▸ **What needs to be done**
Locate every line below that contains the word "this" and copy it.

____

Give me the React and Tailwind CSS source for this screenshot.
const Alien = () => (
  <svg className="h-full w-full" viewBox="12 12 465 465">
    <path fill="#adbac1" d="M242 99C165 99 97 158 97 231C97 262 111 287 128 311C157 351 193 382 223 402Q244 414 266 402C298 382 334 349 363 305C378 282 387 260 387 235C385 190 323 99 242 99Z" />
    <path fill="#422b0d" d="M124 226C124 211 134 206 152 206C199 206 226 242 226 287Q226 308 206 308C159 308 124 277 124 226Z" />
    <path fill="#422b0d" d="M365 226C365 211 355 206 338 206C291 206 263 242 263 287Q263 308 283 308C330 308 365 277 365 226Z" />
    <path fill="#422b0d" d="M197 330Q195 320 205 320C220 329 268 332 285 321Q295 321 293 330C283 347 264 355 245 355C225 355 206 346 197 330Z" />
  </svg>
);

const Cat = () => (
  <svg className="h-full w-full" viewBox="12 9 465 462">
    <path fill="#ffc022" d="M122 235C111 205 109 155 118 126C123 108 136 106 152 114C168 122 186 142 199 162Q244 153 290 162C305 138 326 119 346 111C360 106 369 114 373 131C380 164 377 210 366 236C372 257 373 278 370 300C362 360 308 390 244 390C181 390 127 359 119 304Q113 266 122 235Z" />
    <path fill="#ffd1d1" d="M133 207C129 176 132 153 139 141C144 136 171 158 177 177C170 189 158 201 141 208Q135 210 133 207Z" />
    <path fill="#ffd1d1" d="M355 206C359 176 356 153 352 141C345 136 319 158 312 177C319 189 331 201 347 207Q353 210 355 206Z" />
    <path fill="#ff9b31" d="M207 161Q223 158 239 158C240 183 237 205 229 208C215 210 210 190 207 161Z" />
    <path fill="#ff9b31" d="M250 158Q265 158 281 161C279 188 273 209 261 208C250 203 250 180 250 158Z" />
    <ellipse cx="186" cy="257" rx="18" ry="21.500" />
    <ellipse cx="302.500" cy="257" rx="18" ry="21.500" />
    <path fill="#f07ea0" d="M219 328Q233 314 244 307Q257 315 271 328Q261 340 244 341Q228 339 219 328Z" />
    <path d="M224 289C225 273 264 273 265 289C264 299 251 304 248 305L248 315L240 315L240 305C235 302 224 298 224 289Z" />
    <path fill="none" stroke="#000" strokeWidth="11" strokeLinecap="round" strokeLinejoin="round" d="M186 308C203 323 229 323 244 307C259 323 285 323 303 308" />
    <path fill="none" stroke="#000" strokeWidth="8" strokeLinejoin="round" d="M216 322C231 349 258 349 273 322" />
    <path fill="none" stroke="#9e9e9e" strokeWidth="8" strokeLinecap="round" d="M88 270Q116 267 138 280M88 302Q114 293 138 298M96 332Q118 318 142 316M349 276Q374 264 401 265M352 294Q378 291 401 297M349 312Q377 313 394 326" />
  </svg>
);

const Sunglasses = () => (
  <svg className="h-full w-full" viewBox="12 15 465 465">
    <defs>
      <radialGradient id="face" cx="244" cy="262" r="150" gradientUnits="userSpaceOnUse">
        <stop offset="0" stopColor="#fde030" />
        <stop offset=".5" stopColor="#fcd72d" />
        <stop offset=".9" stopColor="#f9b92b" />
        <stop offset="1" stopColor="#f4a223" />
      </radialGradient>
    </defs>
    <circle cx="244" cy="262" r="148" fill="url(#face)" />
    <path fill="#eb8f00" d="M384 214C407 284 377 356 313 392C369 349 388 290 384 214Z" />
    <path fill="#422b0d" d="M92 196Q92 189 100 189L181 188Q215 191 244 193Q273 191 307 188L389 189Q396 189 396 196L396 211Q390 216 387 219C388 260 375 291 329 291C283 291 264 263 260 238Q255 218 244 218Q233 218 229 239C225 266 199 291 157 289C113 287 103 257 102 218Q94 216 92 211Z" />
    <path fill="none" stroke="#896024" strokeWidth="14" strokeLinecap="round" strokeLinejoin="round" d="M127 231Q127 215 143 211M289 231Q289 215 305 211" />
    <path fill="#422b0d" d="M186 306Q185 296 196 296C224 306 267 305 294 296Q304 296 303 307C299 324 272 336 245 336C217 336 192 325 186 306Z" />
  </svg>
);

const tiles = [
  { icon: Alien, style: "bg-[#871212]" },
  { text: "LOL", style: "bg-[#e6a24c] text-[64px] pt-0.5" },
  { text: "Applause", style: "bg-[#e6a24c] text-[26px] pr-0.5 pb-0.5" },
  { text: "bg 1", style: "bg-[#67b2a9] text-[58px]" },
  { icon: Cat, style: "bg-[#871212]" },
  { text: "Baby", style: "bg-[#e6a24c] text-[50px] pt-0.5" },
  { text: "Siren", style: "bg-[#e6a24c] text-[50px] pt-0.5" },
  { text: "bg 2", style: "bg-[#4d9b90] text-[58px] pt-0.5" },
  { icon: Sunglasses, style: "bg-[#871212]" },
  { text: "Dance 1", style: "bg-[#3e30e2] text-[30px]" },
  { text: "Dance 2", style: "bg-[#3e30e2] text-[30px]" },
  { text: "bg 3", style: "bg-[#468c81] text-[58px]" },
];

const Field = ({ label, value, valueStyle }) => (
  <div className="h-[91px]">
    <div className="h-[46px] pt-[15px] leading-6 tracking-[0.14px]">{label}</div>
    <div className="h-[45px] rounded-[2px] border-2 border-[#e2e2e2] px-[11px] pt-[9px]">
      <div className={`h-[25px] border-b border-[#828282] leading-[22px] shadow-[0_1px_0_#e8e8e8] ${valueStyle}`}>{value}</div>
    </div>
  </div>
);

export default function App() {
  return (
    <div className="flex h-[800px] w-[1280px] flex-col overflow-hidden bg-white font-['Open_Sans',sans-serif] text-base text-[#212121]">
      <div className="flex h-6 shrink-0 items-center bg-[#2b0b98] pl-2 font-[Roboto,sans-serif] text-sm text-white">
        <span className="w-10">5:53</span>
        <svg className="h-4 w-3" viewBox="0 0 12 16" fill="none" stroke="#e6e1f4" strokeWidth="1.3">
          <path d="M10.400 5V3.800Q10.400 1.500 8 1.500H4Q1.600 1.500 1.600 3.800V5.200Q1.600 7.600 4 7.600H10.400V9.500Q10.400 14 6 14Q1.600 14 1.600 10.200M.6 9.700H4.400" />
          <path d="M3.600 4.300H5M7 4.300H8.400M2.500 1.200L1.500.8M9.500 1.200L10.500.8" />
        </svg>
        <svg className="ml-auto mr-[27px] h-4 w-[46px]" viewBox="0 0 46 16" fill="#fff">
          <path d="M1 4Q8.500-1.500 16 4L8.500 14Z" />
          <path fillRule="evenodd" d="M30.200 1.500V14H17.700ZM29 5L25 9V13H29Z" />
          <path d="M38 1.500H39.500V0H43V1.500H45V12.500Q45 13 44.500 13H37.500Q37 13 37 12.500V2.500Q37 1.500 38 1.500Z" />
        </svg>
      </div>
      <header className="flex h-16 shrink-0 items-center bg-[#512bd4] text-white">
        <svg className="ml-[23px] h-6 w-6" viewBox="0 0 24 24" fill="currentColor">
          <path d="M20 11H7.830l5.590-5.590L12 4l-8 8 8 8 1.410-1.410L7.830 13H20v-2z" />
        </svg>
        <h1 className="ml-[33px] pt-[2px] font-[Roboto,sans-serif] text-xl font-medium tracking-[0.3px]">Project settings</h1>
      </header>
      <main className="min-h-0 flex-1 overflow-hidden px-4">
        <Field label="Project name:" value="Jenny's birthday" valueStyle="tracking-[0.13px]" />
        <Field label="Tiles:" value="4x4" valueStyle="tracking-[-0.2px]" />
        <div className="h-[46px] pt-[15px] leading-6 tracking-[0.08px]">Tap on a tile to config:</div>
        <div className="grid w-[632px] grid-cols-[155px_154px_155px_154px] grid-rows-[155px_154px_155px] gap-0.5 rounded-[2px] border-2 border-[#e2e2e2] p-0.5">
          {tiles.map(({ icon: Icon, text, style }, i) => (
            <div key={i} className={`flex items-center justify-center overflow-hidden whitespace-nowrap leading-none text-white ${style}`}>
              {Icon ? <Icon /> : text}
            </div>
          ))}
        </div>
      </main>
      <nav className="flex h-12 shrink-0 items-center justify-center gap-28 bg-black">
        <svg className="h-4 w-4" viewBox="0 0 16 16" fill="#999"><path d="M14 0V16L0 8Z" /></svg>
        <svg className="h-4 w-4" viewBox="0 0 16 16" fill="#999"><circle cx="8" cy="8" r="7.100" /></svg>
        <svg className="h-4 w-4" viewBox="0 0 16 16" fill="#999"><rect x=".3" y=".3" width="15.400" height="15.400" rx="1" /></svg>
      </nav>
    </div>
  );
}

____

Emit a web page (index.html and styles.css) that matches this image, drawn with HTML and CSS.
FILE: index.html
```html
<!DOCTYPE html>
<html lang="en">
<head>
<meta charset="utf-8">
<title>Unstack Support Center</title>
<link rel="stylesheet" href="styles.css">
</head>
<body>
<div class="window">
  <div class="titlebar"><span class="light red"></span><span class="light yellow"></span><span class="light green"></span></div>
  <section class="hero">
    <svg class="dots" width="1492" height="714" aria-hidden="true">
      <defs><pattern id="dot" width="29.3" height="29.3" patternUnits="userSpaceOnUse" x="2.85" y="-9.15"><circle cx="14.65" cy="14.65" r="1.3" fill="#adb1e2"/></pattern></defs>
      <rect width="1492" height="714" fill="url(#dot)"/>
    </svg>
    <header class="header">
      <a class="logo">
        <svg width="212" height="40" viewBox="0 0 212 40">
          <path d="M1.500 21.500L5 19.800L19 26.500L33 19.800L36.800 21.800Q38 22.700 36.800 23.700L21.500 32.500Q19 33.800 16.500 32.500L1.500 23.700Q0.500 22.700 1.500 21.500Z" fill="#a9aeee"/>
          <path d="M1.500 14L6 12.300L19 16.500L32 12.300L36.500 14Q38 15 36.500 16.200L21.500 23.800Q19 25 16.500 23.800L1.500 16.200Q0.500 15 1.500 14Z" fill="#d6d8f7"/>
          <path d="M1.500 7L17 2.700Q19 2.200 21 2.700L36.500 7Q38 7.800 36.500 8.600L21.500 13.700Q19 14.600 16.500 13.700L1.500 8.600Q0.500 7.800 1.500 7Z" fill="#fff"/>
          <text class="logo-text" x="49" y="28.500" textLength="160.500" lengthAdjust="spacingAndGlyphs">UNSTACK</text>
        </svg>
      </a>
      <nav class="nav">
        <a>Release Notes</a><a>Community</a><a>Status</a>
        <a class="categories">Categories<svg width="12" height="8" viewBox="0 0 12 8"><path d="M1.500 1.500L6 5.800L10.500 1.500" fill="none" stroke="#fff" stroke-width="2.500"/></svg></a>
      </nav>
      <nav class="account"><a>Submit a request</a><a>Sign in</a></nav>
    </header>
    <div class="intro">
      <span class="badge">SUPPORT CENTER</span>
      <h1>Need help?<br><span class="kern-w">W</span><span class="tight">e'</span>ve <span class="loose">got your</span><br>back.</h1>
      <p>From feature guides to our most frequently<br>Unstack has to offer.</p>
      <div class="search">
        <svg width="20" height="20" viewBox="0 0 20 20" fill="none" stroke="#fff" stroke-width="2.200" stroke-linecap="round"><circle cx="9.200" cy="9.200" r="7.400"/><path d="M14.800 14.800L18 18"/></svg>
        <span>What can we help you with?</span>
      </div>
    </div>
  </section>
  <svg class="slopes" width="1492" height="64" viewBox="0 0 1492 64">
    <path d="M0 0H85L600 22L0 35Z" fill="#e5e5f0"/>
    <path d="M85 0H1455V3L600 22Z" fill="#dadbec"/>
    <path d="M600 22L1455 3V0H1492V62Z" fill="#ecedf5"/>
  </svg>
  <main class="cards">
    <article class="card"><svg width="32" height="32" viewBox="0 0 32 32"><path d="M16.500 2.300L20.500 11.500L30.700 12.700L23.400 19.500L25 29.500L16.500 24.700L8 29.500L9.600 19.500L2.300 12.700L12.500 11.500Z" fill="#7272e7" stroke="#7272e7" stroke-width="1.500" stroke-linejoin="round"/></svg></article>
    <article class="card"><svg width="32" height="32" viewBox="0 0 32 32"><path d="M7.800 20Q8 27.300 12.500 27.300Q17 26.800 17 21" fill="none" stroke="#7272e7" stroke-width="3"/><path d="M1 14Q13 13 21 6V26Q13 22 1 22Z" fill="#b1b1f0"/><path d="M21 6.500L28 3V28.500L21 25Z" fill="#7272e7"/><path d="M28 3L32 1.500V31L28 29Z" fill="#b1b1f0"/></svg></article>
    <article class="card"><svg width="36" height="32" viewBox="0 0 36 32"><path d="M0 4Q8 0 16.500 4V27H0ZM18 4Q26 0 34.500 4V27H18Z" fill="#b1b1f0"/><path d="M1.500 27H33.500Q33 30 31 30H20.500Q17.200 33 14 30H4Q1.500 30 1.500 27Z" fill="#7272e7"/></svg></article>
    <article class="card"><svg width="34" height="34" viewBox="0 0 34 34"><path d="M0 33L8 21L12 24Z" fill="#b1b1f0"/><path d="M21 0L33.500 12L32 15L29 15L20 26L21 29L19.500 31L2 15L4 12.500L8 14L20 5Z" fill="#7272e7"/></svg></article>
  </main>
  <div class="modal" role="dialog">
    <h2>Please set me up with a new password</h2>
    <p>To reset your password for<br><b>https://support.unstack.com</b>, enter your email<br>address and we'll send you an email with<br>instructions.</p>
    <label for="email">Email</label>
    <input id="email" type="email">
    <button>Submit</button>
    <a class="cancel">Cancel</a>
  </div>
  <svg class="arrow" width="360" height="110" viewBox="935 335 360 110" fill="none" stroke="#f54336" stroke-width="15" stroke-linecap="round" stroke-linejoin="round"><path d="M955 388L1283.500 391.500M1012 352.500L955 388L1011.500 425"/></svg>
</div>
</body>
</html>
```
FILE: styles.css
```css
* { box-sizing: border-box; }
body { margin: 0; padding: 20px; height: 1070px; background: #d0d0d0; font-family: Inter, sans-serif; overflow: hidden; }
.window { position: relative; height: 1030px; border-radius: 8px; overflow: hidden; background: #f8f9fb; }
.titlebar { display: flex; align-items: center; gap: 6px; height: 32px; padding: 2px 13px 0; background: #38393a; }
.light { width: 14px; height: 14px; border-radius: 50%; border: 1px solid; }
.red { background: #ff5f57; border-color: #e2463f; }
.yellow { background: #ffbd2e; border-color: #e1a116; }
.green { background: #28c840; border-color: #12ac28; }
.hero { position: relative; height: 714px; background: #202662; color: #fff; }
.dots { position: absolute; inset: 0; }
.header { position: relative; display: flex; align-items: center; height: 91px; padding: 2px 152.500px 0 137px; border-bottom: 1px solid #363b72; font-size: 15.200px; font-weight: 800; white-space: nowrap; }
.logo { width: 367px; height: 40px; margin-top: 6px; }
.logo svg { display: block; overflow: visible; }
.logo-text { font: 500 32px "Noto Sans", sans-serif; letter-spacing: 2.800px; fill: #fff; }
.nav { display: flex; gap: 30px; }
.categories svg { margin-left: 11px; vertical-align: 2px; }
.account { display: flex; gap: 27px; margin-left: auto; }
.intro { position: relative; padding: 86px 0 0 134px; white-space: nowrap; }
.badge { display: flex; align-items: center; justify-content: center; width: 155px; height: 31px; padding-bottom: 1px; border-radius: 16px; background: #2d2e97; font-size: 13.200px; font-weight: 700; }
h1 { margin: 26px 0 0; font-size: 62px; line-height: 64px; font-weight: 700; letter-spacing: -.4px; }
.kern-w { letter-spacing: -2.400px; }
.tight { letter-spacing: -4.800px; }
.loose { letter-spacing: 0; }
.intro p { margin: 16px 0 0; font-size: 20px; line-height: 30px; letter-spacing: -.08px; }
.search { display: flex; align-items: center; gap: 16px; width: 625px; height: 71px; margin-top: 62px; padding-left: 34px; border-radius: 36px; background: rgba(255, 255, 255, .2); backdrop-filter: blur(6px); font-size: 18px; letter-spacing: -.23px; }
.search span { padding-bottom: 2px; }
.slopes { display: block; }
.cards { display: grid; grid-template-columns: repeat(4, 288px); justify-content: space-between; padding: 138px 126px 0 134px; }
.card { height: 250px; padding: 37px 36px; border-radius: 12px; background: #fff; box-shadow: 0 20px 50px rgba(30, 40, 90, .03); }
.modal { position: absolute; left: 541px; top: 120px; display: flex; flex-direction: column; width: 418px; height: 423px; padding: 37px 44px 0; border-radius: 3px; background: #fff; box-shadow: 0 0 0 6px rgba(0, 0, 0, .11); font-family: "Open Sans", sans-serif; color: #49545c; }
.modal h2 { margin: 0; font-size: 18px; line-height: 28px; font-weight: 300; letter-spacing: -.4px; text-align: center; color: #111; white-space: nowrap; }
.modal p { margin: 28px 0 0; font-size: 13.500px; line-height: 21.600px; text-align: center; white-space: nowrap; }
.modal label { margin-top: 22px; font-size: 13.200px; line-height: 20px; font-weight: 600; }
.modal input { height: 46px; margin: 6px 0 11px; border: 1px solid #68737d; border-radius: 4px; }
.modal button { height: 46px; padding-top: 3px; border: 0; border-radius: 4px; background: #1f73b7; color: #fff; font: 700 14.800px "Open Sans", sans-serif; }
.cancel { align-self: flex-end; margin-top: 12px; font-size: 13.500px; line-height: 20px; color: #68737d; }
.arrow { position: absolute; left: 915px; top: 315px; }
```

____

▸ **Result of the exercise**
Give me the React and Tailwind CSS source for this screenshot.
Emit a web page (index.html and styles.css) that matches this image, drawn with HTML and CSS.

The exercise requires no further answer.